# [Stated goal]
Please retype the data in full and exactly; the pictures are not part of the copy.

# [Supplied data]
□ □ □ □

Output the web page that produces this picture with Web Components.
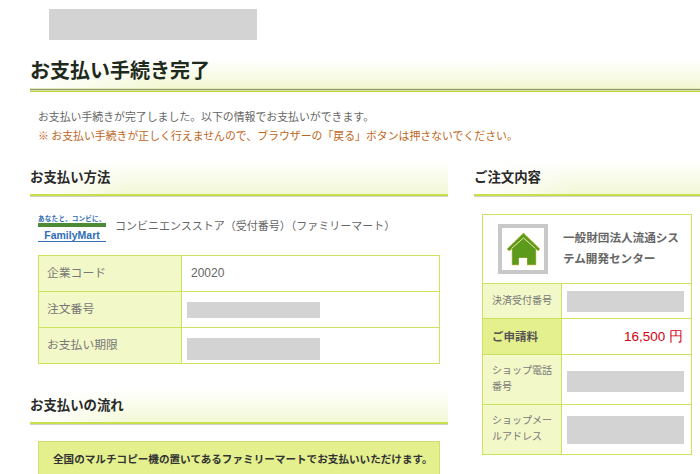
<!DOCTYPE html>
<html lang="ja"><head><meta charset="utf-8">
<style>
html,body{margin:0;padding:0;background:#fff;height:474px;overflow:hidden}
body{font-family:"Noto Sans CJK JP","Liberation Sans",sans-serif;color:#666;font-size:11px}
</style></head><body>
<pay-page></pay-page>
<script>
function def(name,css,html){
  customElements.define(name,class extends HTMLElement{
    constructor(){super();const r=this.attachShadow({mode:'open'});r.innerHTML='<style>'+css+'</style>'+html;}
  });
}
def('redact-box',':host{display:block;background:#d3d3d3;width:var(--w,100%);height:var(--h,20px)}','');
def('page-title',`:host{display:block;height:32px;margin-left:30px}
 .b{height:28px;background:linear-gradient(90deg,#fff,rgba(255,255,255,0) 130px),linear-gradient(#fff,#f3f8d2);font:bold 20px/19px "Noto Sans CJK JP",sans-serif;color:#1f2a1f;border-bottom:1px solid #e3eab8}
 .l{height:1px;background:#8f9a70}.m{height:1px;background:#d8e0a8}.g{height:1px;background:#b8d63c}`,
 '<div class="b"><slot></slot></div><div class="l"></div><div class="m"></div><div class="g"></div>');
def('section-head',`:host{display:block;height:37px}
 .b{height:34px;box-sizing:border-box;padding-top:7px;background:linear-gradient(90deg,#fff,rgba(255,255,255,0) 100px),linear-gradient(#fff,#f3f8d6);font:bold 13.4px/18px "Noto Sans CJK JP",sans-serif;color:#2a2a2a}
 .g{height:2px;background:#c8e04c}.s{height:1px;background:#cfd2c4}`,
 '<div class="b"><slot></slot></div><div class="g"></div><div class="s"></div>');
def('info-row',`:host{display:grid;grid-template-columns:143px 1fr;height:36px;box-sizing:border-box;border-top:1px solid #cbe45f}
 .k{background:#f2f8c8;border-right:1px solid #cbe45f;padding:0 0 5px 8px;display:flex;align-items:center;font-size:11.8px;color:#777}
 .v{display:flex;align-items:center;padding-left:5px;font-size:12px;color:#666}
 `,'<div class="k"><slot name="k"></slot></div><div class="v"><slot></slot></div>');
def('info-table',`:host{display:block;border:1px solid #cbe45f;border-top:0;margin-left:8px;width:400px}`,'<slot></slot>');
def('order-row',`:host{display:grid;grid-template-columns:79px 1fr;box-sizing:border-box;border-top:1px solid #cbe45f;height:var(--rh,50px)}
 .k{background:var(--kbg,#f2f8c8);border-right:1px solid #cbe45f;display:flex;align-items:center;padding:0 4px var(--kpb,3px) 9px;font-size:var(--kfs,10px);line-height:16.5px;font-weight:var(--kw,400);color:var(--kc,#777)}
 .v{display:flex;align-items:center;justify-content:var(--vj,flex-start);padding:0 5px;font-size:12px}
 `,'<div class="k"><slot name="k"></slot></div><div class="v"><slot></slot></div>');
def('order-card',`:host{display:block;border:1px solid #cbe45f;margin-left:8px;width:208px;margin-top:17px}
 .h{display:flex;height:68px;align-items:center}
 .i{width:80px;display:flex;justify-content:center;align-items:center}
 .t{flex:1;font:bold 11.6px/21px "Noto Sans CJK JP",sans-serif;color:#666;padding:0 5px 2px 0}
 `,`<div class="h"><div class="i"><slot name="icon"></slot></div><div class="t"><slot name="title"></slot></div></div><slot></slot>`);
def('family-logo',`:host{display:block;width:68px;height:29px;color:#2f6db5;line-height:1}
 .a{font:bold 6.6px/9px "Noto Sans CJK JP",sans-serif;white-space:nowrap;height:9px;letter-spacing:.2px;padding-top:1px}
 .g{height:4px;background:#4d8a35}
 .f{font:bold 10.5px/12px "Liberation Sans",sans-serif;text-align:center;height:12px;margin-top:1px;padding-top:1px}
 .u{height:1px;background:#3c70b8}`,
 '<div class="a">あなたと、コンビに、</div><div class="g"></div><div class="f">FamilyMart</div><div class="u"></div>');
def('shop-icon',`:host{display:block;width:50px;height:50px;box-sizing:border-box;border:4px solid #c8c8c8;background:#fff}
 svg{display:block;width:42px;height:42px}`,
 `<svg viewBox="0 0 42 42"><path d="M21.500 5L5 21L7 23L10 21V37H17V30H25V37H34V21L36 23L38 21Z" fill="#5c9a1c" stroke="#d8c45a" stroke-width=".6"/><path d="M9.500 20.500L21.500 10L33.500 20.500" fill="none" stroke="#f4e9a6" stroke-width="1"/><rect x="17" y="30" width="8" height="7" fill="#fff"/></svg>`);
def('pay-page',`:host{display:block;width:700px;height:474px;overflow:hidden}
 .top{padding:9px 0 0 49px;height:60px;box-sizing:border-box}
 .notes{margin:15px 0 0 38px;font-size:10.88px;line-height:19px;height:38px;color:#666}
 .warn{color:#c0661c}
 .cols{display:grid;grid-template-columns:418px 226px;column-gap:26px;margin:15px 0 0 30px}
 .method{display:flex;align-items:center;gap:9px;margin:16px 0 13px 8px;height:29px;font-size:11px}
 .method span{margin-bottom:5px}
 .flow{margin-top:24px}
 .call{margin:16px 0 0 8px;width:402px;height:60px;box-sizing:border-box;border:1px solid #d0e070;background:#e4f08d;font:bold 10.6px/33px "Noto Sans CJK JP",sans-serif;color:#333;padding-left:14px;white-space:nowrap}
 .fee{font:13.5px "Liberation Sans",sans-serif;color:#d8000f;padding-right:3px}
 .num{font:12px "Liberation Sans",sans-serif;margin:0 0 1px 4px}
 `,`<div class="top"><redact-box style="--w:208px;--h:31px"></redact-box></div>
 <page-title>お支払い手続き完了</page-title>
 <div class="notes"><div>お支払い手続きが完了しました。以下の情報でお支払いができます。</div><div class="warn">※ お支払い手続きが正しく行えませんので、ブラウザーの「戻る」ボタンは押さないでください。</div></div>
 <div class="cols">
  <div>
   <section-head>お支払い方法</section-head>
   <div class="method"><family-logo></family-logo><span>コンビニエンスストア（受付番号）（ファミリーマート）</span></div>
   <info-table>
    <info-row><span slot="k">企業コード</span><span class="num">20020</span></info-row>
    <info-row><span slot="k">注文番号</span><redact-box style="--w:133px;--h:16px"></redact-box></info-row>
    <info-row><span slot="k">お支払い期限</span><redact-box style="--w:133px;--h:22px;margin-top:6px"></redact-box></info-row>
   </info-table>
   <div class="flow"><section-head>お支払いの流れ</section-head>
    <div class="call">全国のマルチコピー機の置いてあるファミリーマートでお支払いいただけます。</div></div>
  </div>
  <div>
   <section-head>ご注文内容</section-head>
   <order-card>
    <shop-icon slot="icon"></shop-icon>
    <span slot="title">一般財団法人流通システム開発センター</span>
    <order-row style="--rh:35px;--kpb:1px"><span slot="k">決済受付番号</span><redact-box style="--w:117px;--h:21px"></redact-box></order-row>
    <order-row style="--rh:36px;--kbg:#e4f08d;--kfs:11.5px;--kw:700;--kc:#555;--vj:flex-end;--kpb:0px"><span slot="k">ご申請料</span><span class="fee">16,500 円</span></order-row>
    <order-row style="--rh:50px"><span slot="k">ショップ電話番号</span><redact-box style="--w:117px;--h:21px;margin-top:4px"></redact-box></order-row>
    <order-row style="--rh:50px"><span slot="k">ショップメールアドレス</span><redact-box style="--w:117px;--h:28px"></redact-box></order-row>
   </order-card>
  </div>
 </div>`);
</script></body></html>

□ □ □ □

# [Written solution]
Output the web page that produces this picture with Web Components.
<!DOCTYPE html>
<html lang="ja"><head><meta charset="utf-8">
<style>
html,body{margin:0;padding:0;background:#fff;height:474px;overflow:hidden}
body{font-family:"Noto Sans CJK JP","Liberation Sans",sans-serif;color:#666;font-size:11px}
</style></head><body>
<pay-page></pay-page>
<script>
function def(name,css,html){
  customElements.define(name,class extends HTMLElement{
    constructor(){super();const r=this.attachShadow({mode:'open'});r.innerHTML='<style>'+css+'</style>'+html;}
  });
}
def('redact-box',':host{display:block;background:#d3d3d3;width:var(--w,100%);height:var(--h,20px)}','');
def('page-title',`:host{display:block;height:32px;margin-left:30px}
 .b{height:28px;background:linear-gradient(90deg,#fff,rgba(255,255,255,0) 130px),linear-gradient(#fff,#f3f8d2);font:bold 20px/19px "Noto Sans CJK JP",sans-serif;color:#1f2a1f;border-bottom:1px solid #e3eab8}
 .l{height:1px;background:#8f9a70}.m{height:1px;background:#d8e0a8}.g{height:1px;background:#b8d63c}`,
 '<div class="b"><slot></slot></div><div class="l"></div><div class="m"></div><div class="g"></div>');
def('section-head',`:host{display:block;height:37px}
 .b{height:34px;box-sizing:border-box;padding-top:7px;background:linear-gradient(90deg,#fff,rgba(255,255,255,0) 100px),linear-gradient(#fff,#f3f8d6);font:bold 13.4px/18px "Noto Sans CJK JP",sans-serif;color:#2a2a2a}
 .g{height:2px;background:#c8e04c}.s{height:1px;background:#cfd2c4}`,
 '<div class="b"><slot></slot></div><div class="g"></div><div class="s"></div>');
def('info-row',`:host{display:grid;grid-template-columns:143px 1fr;height:36px;box-sizing:border-box;border-top:1px solid #cbe45f}
 .k{background:#f2f8c8;border-right:1px solid #cbe45f;padding:0 0 5px 8px;display:flex;align-items:center;font-size:11.8px;color:#777}
 .v{display:flex;align-items:center;padding-left:5px;font-size:12px;color:#666}
 `,'<div class="k"><slot name="k"></slot></div><div class="v"><slot></slot></div>');
def('info-table',`:host{display:block;border:1px solid #cbe45f;border-top:0;margin-left:8px;width:400px}`,'<slot></slot>');
def('order-row',`:host{display:grid;grid-template-columns:79px 1fr;box-sizing:border-box;border-top:1px solid #cbe45f;height:var(--rh,50px)}
 .k{background:var(--kbg,#f2f8c8);border-right:1px solid #cbe45f;display:flex;align-items:center;padding:0 4px var(--kpb,3px) 9px;font-size:var(--kfs,10px);line-height:16.5px;font-weight:var(--kw,400);color:var(--kc,#777)}
 .v{display:flex;align-items:center;justify-content:var(--vj,flex-start);padding:0 5px;font-size:12px}
 `,'<div class="k"><slot name="k"></slot></div><div class="v"><slot></slot></div>');
def('order-card',`:host{display:block;border:1px solid #cbe45f;margin-left:8px;width:208px;margin-top:17px}
 .h{display:flex;height:68px;align-items:center}
 .i{width:80px;display:flex;justify-content:center;align-items:center}
 .t{flex:1;font:bold 11.6px/21px "Noto Sans CJK JP",sans-serif;color:#666;padding:0 5px 2px 0}
 `,`<div class="h"><div class="i"><slot name="icon"></slot></div><div class="t"><slot name="title"></slot></div></div><slot></slot>`);
def('family-logo',`:host{display:block;width:68px;height:29px;color:#2f6db5;line-height:1}
 .a{font:bold 6.6px/9px "Noto Sans CJK JP",sans-serif;white-space:nowrap;height:9px;letter-spacing:.2px;padding-top:1px}
 .g{height:4px;background:#4d8a35}
 .f{font:bold 10.5px/12px "Liberation Sans",sans-serif;text-align:center;height:12px;margin-top:1px;padding-top:1px}
 .u{height:1px;background:#3c70b8}`,
 '<div class="a">あなたと、コンビに、</div><div class="g"></div><div class="f">FamilyMart</div><div class="u"></div>');
def('shop-icon',`:host{display:block;width:50px;height:50px;box-sizing:border-box;border:4px solid #c8c8c8;background:#fff}
 svg{display:block;width:42px;height:42px}`,
 `<svg viewBox="0 0 42 42"><path d="M21.500 5L5 21L7 23L10 21V37H17V30H25V37H34V21L36 23L38 21Z" fill="#5c9a1c" stroke="#d8c45a" stroke-width=".6"/><path d="M9.500 20.500L21.500 10L33.500 20.500" fill="none" stroke="#f4e9a6" stroke-width="1"/><rect x="17" y="30" width="8" height="7" fill="#fff"/></svg>`);
def('pay-page',`:host{display:block;width:700px;height:474px;overflow:hidden}
 .top{padding:9px 0 0 49px;height:60px;box-sizing:border-box}
 .notes{margin:15px 0 0 38px;font-size:10.88px;line-height:19px;height:38px;color:#666}
 .warn{color:#c0661c}
 .cols{display:grid;grid-template-columns:418px 226px;column-gap:26px;margin:15px 0 0 30px}
 .method{display:flex;align-items:center;gap:9px;margin:16px 0 13px 8px;height:29px;font-size:11px}
 .method span{margin-bottom:5px}
 .flow{margin-top:24px}
 .call{margin:16px 0 0 8px;width:402px;height:60px;box-sizing:border-box;border:1px solid #d0e070;background:#e4f08d;font:bold 10.6px/33px "Noto Sans CJK JP",sans-serif;color:#333;padding-left:14px;white-space:nowrap}
 .fee{font:13.5px "Liberation Sans",sans-serif;color:#d8000f;padding-right:3px}
 .num{font:12px "Liberation Sans",sans-serif;margin:0 0 1px 4px}
 `,`<div class="top"><redact-box style="--w:208px;--h:31px"></redact-box></div>
 <page-title>お支払い手続き完了</page-title>
 <div class="notes"><div>お支払い手続きが完了しました。以下の情報でお支払いができます。</div><div class="warn">※ お支払い手続きが正しく行えませんので、ブラウザーの「戻る」ボタンは押さないでください。</div></div>
 <div class="cols">
  <div>
   <section-head>お支払い方法</section-head>
   <div class="method"><family-logo></family-logo><span>コンビニエンスストア（受付番号）（ファミリーマート）</span></div>
   <info-table>
    <info-row><span slot="k">企業コード</span><span class="num">20020</span></info-row>
    <info-row><span slot="k">注文番号</span><redact-box style="--w:133px;--h:16px"></redact-box></info-row>
    <info-row><span slot="k">お支払い期限</span><redact-box style="--w:133px;--h:22px;margin-top:6px"></redact-box></info-row>
   </info-table>
   <div class="flow"><section-head>お支払いの流れ</section-head>
    <div class="call">全国のマルチコピー機の置いてあるファミリーマートでお支払いいただけます。</div></div>
  </div>
  <div>
   <section-head>ご注文内容</section-head>
   <order-card>
    <shop-icon slot="icon"></shop-icon>
    <span slot="title">一般財団法人流通システム開発センター</span>
    <order-row style="--rh:35px;--kpb:1px"><span slot="k">決済受付番号</span><redact-box style="--w:117px;--h:21px"></redact-box></order-row>
    <order-row style="--rh:36px;--kbg:#e4f08d;--kfs:11.5px;--kw:700;--kc:#555;--vj:flex-end;--kpb:0px"><span slot="k">ご申請料</span><span class="fee">16,500 円</span></order-row>
    <order-row style="--rh:50px"><span slot="k">ショップ電話番号</span><redact-box style="--w:117px;--h:21px;margin-top:4px"></redact-box></order-row>
    <order-row style="--rh:50px"><span slot="k">ショップメールアドレス</span><redact-box style="--w:117px;--h:28px"></redact-box></order-row>
   </order-card>
  </div>
 </div>`);
</script></body></html>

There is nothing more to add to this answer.